You can actually put the change in user code like this and it may be better to do so than to modify the template actually.   The template is just useful because you can see what calculations are performed whereas the code emitted just has hard-coded constants. 

void emif_SDRAMInit(void)
{
/* USER CODE BEGIN (2) */
   uint32 buffer;

   emifREG->SDTIMR  = (uint32)((uint32)0U << 27U)|
                      (uint32)((uint32)0U << 24U)|
                      (uint32)((uint32)0U << 23U)|
                      (uint32)((uint32)0U << 20U)|
                      (uint32)((uint32)0U << 19U)|
                      (uint32)((uint32)0U << 16U)|
                      (uint32)((uint32)0U << 12U)|
                      (uint32)((uint32)0U << 8U)|
                      (uint32)((uint32)0U << 7U)|
                      (uint32)((uint32)0U << 4U)|
                      (uint32)((uint32)0U << 3U);

 /* configure refresh rate*/
   emifREG->SDSRETR = (uint32)0U;
   emifREG->SDRCR   = 2000U;

/**  -general clearing of register
*    -for NM for setting 16 bit data bus
*    -cas latency
*    -BIT11_9CLOCK to allow the cl field to be written
*    -selecting the banks
*    -setting the pagesize
*/   
    emifREG->SDCR   = (uint32)((uint32)0U << 31U)|                               	
                      (uint32)((uint32)1U << 14U)|                               	
                      (uint32)((uint32)2U << 9U)|  	
                      (uint32)((uint32)1U << 8U)|                                	
                      (uint32)((uint32)2U << 4U)|              	
                      (uint32)((uint32)elements_256);         	
/* wait for a read to happen*/
   buffer           = *PTR;                                	
   buffer           = buffer;
   emifREG->SDRCR   = 157U;

#if 0
/* USER CODE END */

   uint32 buffer;

   emifREG->SDTIMR  = (uint32)((uint32)0U << 27U)|
                      (uint32)((uint32)0U << 24U)|
                      (uint32)((uint32)0U << 23U)|
                      (uint32)((uint32)0U << 20U)|
                      (uint32)((uint32)0U << 19U)|
                      (uint32)((uint32)0U << 16U)|
                      (uint32)((uint32)0U << 12U)|
                      (uint32)((uint32)0U << 8U)|
                      (uint32)((uint32)0U << 7U)|
                      (uint32)((uint32)0U << 4U)|
                      (uint32)((uint32)0U << 3U);

 /* configure refresh rate*/
   emifREG->SDSRETR = (uint32)0U;
   emifREG->SDRCR   = 250U;

/**  -general clearing of register
*    -for NM for setting 16 bit data bus
*    -cas latency
*    -BIT11_9CLOCK to allow the cl field to be written
*    -selecting the banks
*    -setting the pagesize
*/   
    emifREG->SDCR   = (uint32)((uint32)0U << 31U)|                               	
                      (uint32)((uint32)1U << 14U)|                               	
                      (uint32)((uint32)2U << 9U)|  	
                      (uint32)((uint32)1U << 8U)|                                	
                      (uint32)((uint32)2U << 4U)|              	
                      (uint32)((uint32)elements_256);         	
/* wait for a read to happen*/
   buffer           = *PTR;                                	
   buffer           = buffer;
   emifREG->SDRCR   = 156U;

/* USER CODE BEGIN (3) */
#endif
/* USER CODE END */
}

Sarah Weinberger said:

3. Aside from the 2 SDRCR (one really, as the second instance already has 157), do I need to make any other changes?

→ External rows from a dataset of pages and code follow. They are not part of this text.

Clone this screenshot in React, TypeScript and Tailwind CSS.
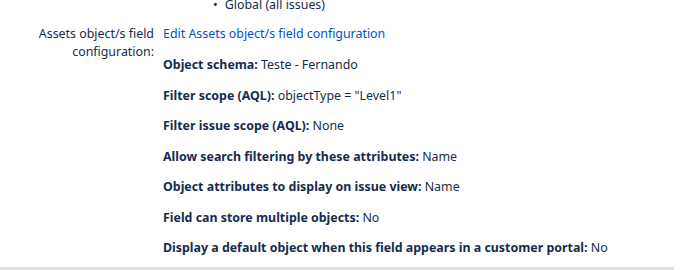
const rows: { label: string; value: string }[] = [
  { label: "Object schema:", value: "Teste - Fernando" },
  { label: "Filter scope (AQL):", value: 'objectType = "Level1"' },
  { label: "Filter issue scope (AQL):", value: "None" },
  { label: "Allow search filtering by these attributes:", value: "Name" },
  { label: "Object attributes to display on issue view:", value: "Name" },
  { label: "Field can store multiple objects:", value: "No" },
  { label: "Display a default object when this field appears in a customer portal:", value: "No" },
]

export default function App() {
  return (
    <div
      className="relative h-[270px] w-[681px] overflow-hidden bg-white text-[12.4px] text-[#172b4d]"
      style={{ fontFamily: '"Noto Sans", "Open Sans", sans-serif' }}
    >
      <ul className="-mt-[5px] ml-[213px] leading-[20px]">
        <li className="flex gap-[7px]">
          <span>•</span>
          <span>Global (all issues)</span>
        </li>
      </ul>

      <div className="mt-[9px] flex">
        <div className="w-[154px] shrink-0 pt-[1px] text-right leading-[18px] text-[#172b4d]">
          Assets object/s field
          <br />
          configuration:
        </div>
        <div className="ml-[9px] leading-[20px]">
          <a className="text-[#0052cc]">Edit Assets object/s field configuration</a>
          <div className="mt-[11px] flex flex-col gap-[10.5px]">
            {rows.map((r) => (
              <div key={r.label} className="whitespace-nowrap">
                <span className="font-bold">{r.label}</span> {r.value}
              </div>
            ))}
          </div>
        </div>
      </div>

      <div className="absolute bottom-0 left-0 h-[3px] w-[674px] bg-[#dfe1e6]" />
    </div>
  )
}
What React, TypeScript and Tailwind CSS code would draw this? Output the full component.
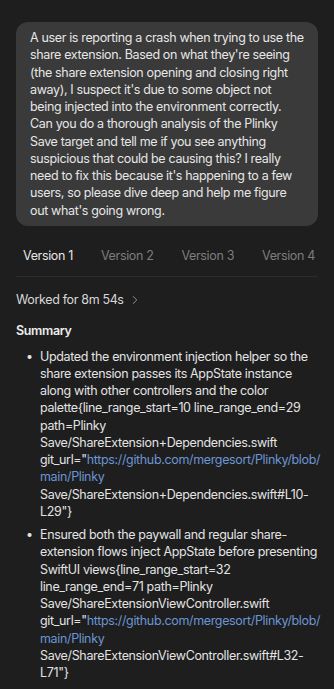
import { ChevronRight } from "lucide-react";

const tabs = ["Version 1", "Version 2", "Version 3", "Version 4"];

export default function App() {
  return (
    <div
      className="w-[334px] h-[689px] overflow-hidden bg-[#1e1e1e] text-[#e3e3e3] text-[12.5px] leading-[17.25px] tracking-[-0.35px]"
      style={{ fontFamily: "Inter, 'Noto Sans', sans-serif" }}
    >
      <div className="px-4 pt-[22px]">
        <div className="bg-[#3a3a3a] rounded-[12px] px-[14px] pt-[7px] pb-[7px] text-[#e6e6e6]">
          A user is reporting a crash when trying to use the share extension. Based on what they're seeing (the share
          extension opening and closing right away), I suspect it's due to some object not being injected into the
          environment correctly. Can you do a thorough analysis of the Plinky Save target and tell me if you see anything
          suspicious that could be causing this? I really need to fix this because it's happening to a few users, so
          please dive deep and help me figure out what's going wrong.
        </div>

        <div className="mt-[21px] flex gap-[28px] pl-[7px] border-b border-[#2c2c2c] pb-[12px] whitespace-nowrap">
          {tabs.map((t, i) => (
            <span key={t} className={i === 0 ? "text-[#e6e6e6]" : "text-[#7d7d7d]"}>
              {t}
            </span>
          ))}
        </div>

        <div className="mt-[14px] flex items-center gap-1 text-[#d8d8d8]">
          Worked for 8m 54s
          <ChevronRight size={14} strokeWidth={1.6} className="text-[#9a9a9a]" />
        </div>

        <div className="mt-[14px] font-semibold text-[#ececec]">Summary</div>

        <ul className="mt-[8px] space-y-[6px]">
          <li className="flex">
            <span className="w-6 shrink-0 pl-[10px]">•</span>
            <span className="min-w-0">
              Updated the environment injection helper so the share extension passes its AppState instance along with
              other controllers and the color palette{"{"}line_range_start=10 line_range_end=29 path=Plinky
              Save/ShareExtension+Dependencies.swift{" "}
              <span className="whitespace-nowrap">
                git_url="<span className="text-[#6b95d4]">https://github.com/mergesort/Plinky/blob/</span>
              </span>
              <wbr />
              <span className="text-[#6b95d4]">main/Plinky</span>{" "}
              <span className="whitespace-nowrap">Save/ShareExtension+Dependencies.swift#L10-</span>
              <wbr />
              L29"{"}"}
            </span>
          </li>
          <li className="flex">
            <span className="w-6 shrink-0 pl-[10px]">•</span>
            <span className="min-w-0">
              Ensured both the paywall and regular share-extension flows inject AppState before presenting SwiftUI
              views{"{"}line_range_start=32 line_range_end=71 path=Plinky Save/ShareExtensionViewController.swift{" "}
              <span className="whitespace-nowrap">
                git_url="<span className="text-[#6b95d4]">https://github.com/mergesort/Plinky/blob/</span>
              </span>
              <wbr />
              <span className="text-[#6b95d4]">main/Plinky</span>{" "}
              <span className="whitespace-nowrap">Save/ShareExtensionViewController.swift#L32-</span>
              <wbr />
              L71"{"}"}
            </span>
          </li>
        </ul>
      </div>
    </div>
  );
}
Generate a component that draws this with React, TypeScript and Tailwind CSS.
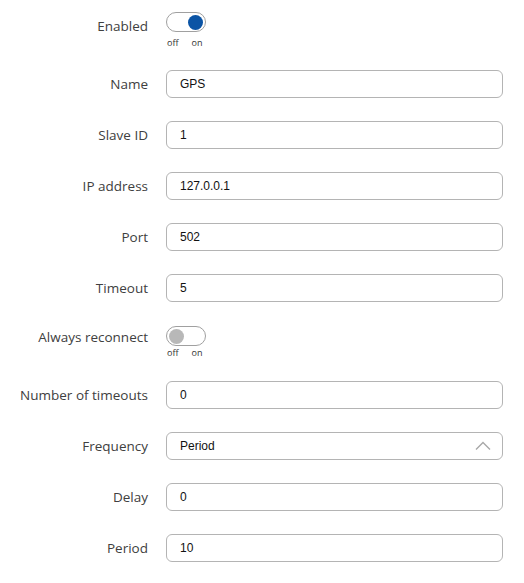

Not really - the code above is my idea of what yours should eventually look like although you may want to copy/paste your code for 10MHz like i did, putting a second copy into the /* USER CODE */ section and putting the #if 0 / #endif around the generated code.    Then change the first SDRCR to 2000.

This isn't 'great' because any changes in the GUI to the SDRAM timings would need to be copied from the #if 0 / #endif generate block back to the user code block but at least it will survive the generation process and any HalCoGen upgrades between now and when we fix the function properly.